Medocostes

Medocostes
Medocostes lestoni from Cameroon
Scientific classification
Kingdom: Animalia
Phylum: Arthropoda
Class: Insecta
Order: Hemiptera
Suborder: Heteroptera
Family: Medocostidae
Štys, 1967
Genus: Medocostes
Štys, 1967
Species:
M. lestoni
Binomial name
Medocostes lestoni
Štys, 1967[1]

Medocostidae is a family of true bugs with the sole genus Medocostes with a single species known from Africa. The family was created in 1967 by Pavel Štys with a single genus containing a single species (initially with 2 species described) which was obtained in tropical Africa.

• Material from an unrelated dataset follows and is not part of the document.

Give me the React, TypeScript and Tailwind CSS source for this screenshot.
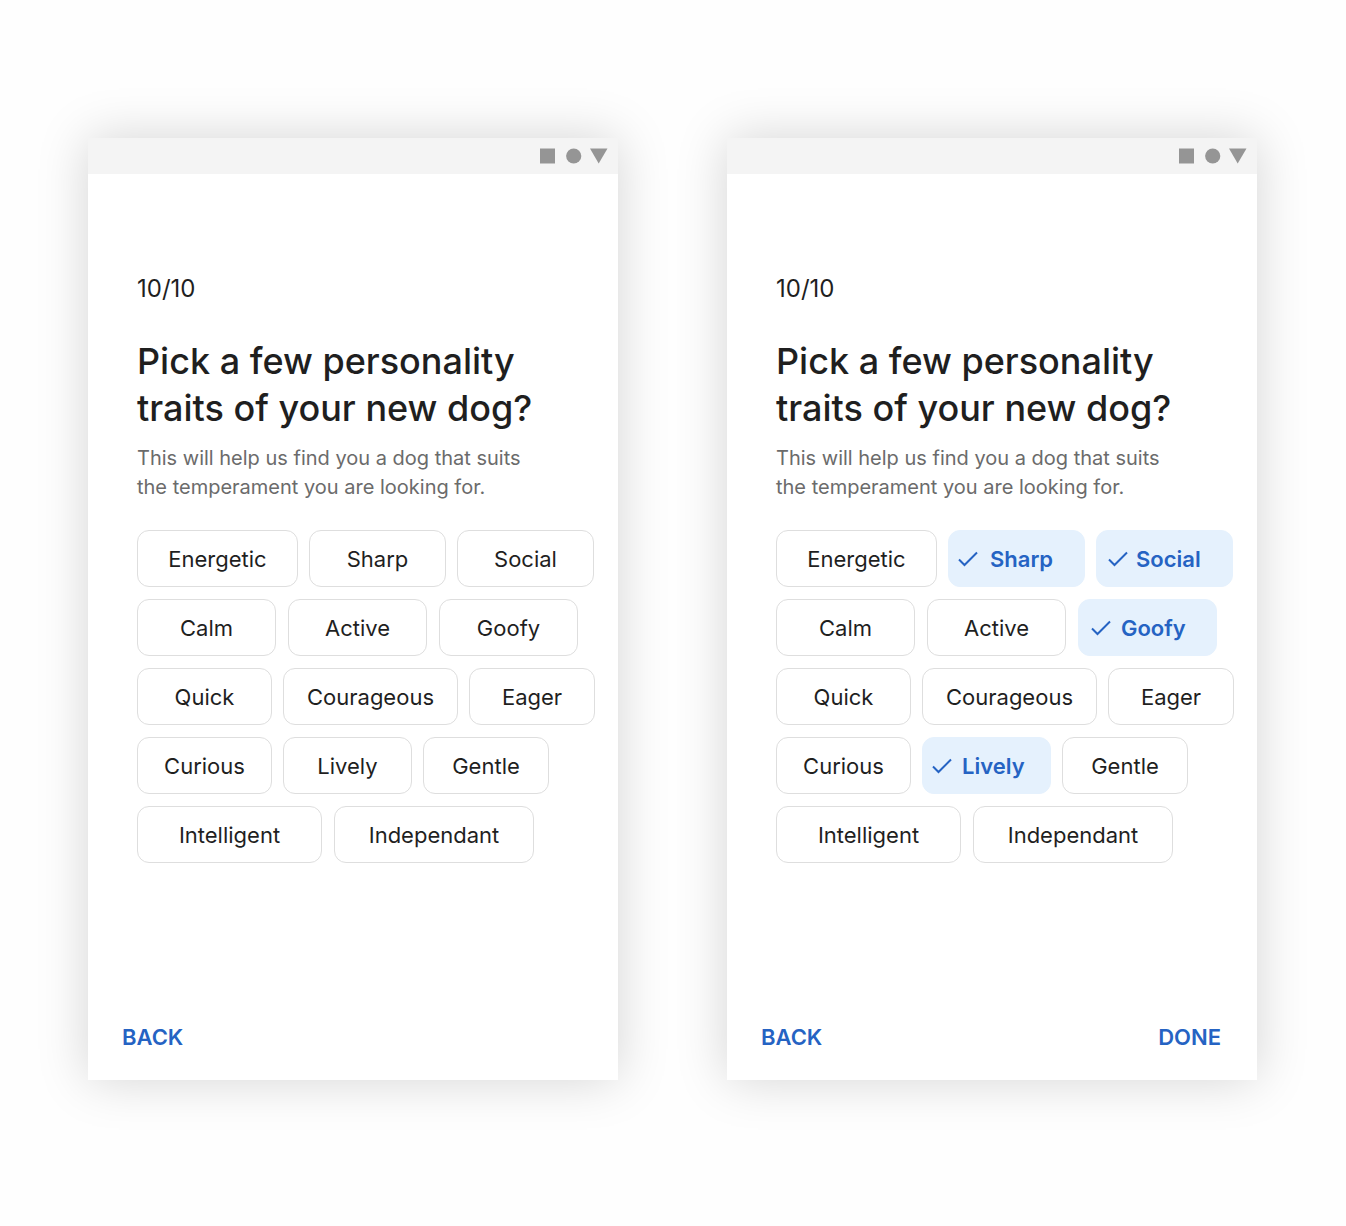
import { useId, useState } from "react";

type Trait = { name: string; size: string; checkedLayout?: string };

const rows: { gap: string; traits: Trait[] }[] = [
  {
    gap: "gap-[11px]",
    traits: [
      { name: "Energetic", size: "w-[161px]" },
      { name: "Sharp", size: "w-[137px]", checkedLayout: "pl-[9px] gap-[12px]" },
      { name: "Social", size: "w-[137px]", checkedLayout: "pl-[11px] gap-[8px]" },
    ],
  },
  {
    gap: "gap-[12px]",
    traits: [
      { name: "Calm", size: "w-[139px]" },
      { name: "Active", size: "w-[139px]" },
      { name: "Goofy", size: "w-[139px]", checkedLayout: "pl-[12px] gap-[10px]" },
    ],
  },
  {
    gap: "gap-[11px]",
    traits: [
      { name: "Quick", size: "w-[135px]" },
      { name: "Courageous", size: "w-[175px]" },
      { name: "Eager", size: "w-[126px]" },
    ],
  },
  {
    gap: "gap-[11px]",
    traits: [
      { name: "Curious", size: "w-[135px]" },
      { name: "Lively", size: "w-[129px]", checkedLayout: "pl-[9px] gap-[10px]" },
      { name: "Gentle", size: "w-[126px]" },
    ],
  },
  {
    gap: "gap-[12px]",
    traits: [
      { name: "Intelligent", size: "w-[185px]" },
      { name: "Independant", size: "w-[200px]" },
    ],
  },
];

function Check() {
  return (
    <svg viewBox="0 0 20 16" className="h-4 w-5 shrink-0" fill="none" stroke="currentColor" strokeWidth="2" aria-hidden="true">
      <path d="M1 8.5 L6.5 14 L19 1.5" />
    </svg>
  );
}

function StatusBar() {
  return (
    <div className="flex h-9 items-center justify-end bg-[#f4f4f4] pr-[10px]">
      <svg width="68" height="16" viewBox="0 0 68 16" fill="#959595" aria-hidden="true">
        <rect x="0" y="0.5" width="15" height="15" />
        <circle cx="33.7" cy="8" r="7.6" />
        <path d="M50 0.5 H67.5 L58.7 15.5 Z" />
      </svg>
    </div>
  );
}

function Chip({ trait, checked, onToggle }: { trait: Trait; checked: boolean; onToggle: () => void }) {
  const id = useId();
  const state = checked
    ? `border-[#e5f1fd] bg-[#e5f1fd] font-semibold text-[#2563c3] ${trait.checkedLayout ?? "pl-[11px] gap-[10px]"}`
    : "justify-center border-[#dedede] bg-white text-[#1f1f1f]";
  return (
    <label
      htmlFor={id}
      className={`relative flex h-[57px] cursor-pointer items-center rounded-xl border text-[22px] leading-7 has-focus-visible:ring-2 ${trait.size} ${state}`}
    >
      <input id={id} type="checkbox" checked={checked} onChange={onToggle} className="sr-only" />
      {checked && <Check />}
      {trait.name}
    </label>
  );
}

function Phone({ initial }: { initial: string[] }) {
  const [picked, setPicked] = useState<string[]>(initial);
  const toggle = (name: string) =>
    setPicked((p) => (p.includes(name) ? p.filter((n) => n !== name) : [...p, name]));

  return (
    <section className="flex flex-col bg-white shadow-[0_0_48px_rgba(0,0,0,0.17)]">
      <StatusBar />
      <div className="pt-[101px] pr-5 pl-[49px]">
        <p className="text-2xl leading-7 text-[#1f1f1f]">10/10</p>
        <h1 className="mt-[35px] text-[36px] leading-[47px] font-medium text-[#1f1f1f]">
          Pick a few personality
          <br />
          traits of your new dog?
        </h1>
        <p className="mt-3 text-[20px] leading-[29px] text-[#6b6b6b]">
          This will help us find you a dog that suits
          <br />
          the temperament you are looking for.
        </p>
        <fieldset aria-label="Personality traits" className="mt-7 flex flex-col gap-3">
          {rows.map((row) => (
            <div key={row.traits[0].name} className={`flex flex-wrap ${row.gap}`}>
              {row.traits.map((t) => (
                <Chip key={t.name} trait={t} checked={picked.includes(t.name)} onToggle={() => toggle(t.name)} />
              ))}
            </div>
          ))}
        </fieldset>
      </div>
      <div className="mt-[160px] flex justify-between pr-9 pb-[29px] pl-[34px] text-[22px] leading-7 font-semibold text-[#2563c3]">
        <button type="button">BACK</button>
        {picked.length > 0 && <button type="button">DONE</button>}
      </div>
    </section>
  );
}

export default function App() {
  return (
    <main className="grid min-h-screen grid-cols-1 content-start gap-[109px] bg-[#fefefe] py-[138px] pr-[89px] pl-[88px] font-['Inter',sans-serif] lg:grid-cols-2">
      <Phone initial={[]} />
      <Phone initial={["Sharp", "Social", "Goofy", "Lively"]} />
    </main>
  );
}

Medocostes lestoni was found in the bark of dead trees and is thought to be predaceous. The generic name is an anagram of Scotomedes which is the type genus of the family Velocipedidae. The bug has a short head with ocelli. The labium has segment 4 elongated, as long as the second and third combined and the first segment is nearly absent. The mesepimeron and metepisternum are covered by the scent gland opening. The wing membrane has 3 long basal cells with many simple or bifurcating veins emerging from them. Initially Štys described a second species (Medocostes carayoni) in the genus but this was synonymized later.[2][3] Although placed within the Cimicomorpha, molecular phylogeny studies until 2008 have not examined the group.[4]

References

  1. ^ Štys, P. (1967). "Medocostidae – a new family of cimicomorphan Heteroptera based on a new genus and two new species from tropical Africa. I. Descriptive part". Acta Entomologica Bohemoslovaca. 64 (6): 439–465.
  2. ^ Schuh, Randall T.; Slater, James A. (1995). True Bugs of the World (Hemiptera: Heteroptera). Cornell University Press. pp. 184–186.
  3. ^ Yamada, Kazutaka; Yamamoto, Shûhei; Takahashi, Yui (2018). "Aphrastomedes anthocoroides, a remarkable new cimicomorphan genus and species (Hemiptera: Heteroptera) from Upper Cretaceous Burmese amber". Cretaceous Research. 84: 442–450. doi:10.1016/j.cretres.2017.12.007.
  4. ^ Tian, Ying; Zhu, Weibing; Li, Min; Xie, Qiang; Bu, Wenjun (2008). "Influence of data conflict and molecular phylogeny of major clades in Cimicomorphan true bugs (Insecta: Hemiptera: Heteroptera)". Molecular Phylogenetics and Evolution. 47 (2): 581–597. doi:10.1016/j.ympev.2008.01.034.